Two of the biggest corporate scandals this year involved German payments company Wirecard AG and Chinese retail coffee company Luckin Coffee. These two companies have one other thing in common beyond their recent involvement in high profile accounting scandals – it turns out that both companies’ auditor was Ernst & Young, as was the case with several other companies involved in recent scandals. As discussed in an October 17, 2020 Wall Street Journal article entitled “String of Companies That Imploded Have Something in Common: Ernst & Young Audited Them” (here), a number of EY audit clients have faced financial issues in recent months, raising questions whether there is something about EY’s audit approach that contributed to the problems or allowed the problems to happen.

 

Wirecard, once a high-flying tech darling, has been referred to as “the Enron of Germany” after it became enmeshed in controversy when $1.9 billion of the company’s funds could not be located.

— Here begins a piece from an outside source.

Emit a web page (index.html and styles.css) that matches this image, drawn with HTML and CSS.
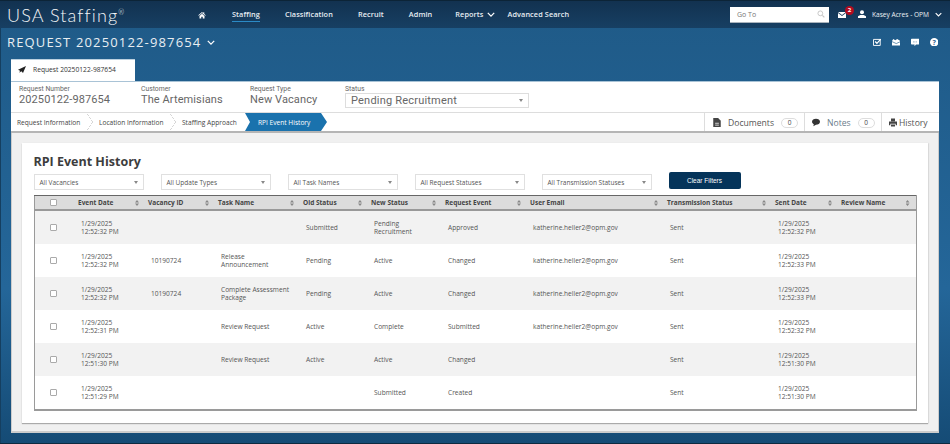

For its part, Luckin Coffee was found to have as much as $300 million in fabricated sales.

 

As discussed in the Journal article, E&Y audit clients involved in high-profile accounting scandals include not only these two companies, but also hospital operator NMC Health PLC and its sister company Finablr PLC, which were found to have $5 billion in undisclosed debt. In addition, as the Journal article also notes E&Y also audited office space company WeWork, who’s planned IPO was pulled amid accounting questions surrounding the company.

 

While the Journal article draws a thread between these various accounting scandals because of common involvement of EY as auditor, the article does not expressly say that the scandals happened because EY was the auditor. Indeed, the article says that it “wasn’t possible to pinpoint why EY has had so many recent audit clients with financial scandals.” However, it said, there are “certain elements of EY’s business strategy” that “might help explain the cluster of blowups.”

 

Among these elements, the article noted the following. First, there appear to be extensive ties between EY and executives and board members at some of its troubled audit clients, raising questions about audit independence. Second, according to EY charges lower fees for its audits, a practice the article suggest might put pressure on the audit firm to lower the resources devoted to audit tasks. The article suggests that EY seeks to attract the audit business using lower fees in order to capture more lucrative consulting and other business. Third, the article says that EY, more than other accounting firms, has focused on auditing young, fast-growing technology firms.

 

For its part, EY says that its efforts helped uncover the fraud in connection with several of the scandals, and, the Journal article reports, is launching what the firm calls a “redesigned audit quality strategy” that will include a continuing focus on “developing a culture of professional skepticism.”

 

The Journal article is lengthy and interesting, and includes a detailed description of the scandals at Wirecard and Luckin Coffee and of EY’s involvement with the company.

 

From my days (now getting to be quite a while ago) when I was running a D&O underwriting facility, I have an almost automatic reaction to a story like this one, which is to ask myself whether there are any D&O underwriting implications.

 

It would be sweeping with far too broad of a brush to look at these scandals, observe the common involvement of EY, and then conclude that EY’s involvement as auditor of a company somehow represents a red flag. For starters, with the accounting world down to only four big audit firms, treating all of EY’s audit clients as suspect would encompass a large swathe of listed companies. Second, while the handful of scandals mentioned in the article all had the common element of EY’s involvement, EY does have thousands of clients not involved in scandal, suggesting that EY’s involvement alone is not sufficient by itself to raise concern. Among EY audit clients are a number of tech giants, including Google parent Alphabet, Apple, and Amazon. The Journal article notes that EY has over 150,000 audit clients.

 

While the common involvement at these scandal-plagued companies of EY as auditor does understandably raise the question about there is something about EY’s approach that explains what happened. However, the question overlooks the possibility that EY’s common involvement is nothing other than an unfortunate coincidence. There could be other explanations as well, such as the fact that all of the companies mentioned, other than WeWork, were based outside the U.S. For example, Luckin Coffee is far from the first China-based company to become ensnared in a financial reporting scandal. Similarly, one of the more troubling details of the Wirecard scandal is the extent to which German financial regulators turned blind eye to questions about Wirecard that were circulating in the press.

 

Asking the question about what EY may have to do with the companies’ scandals also raises the larger question of whether it is even a reasonable expectation that an auditor using traditional audit techniques should be expected to detect fraud – an issue that the audit industry has been debating about for many years.

 

It is of course interesting to note that the companies involved in the year’s biggest accounting scandals all had the same auditor. It is harder to know what to make of that fact. It is even harder to decide what the implications may be. As the Journal article itself noted, it isn’t possible to pinpoint why EY had so many audit clients involved in accounting scandals. It still is interesting, though.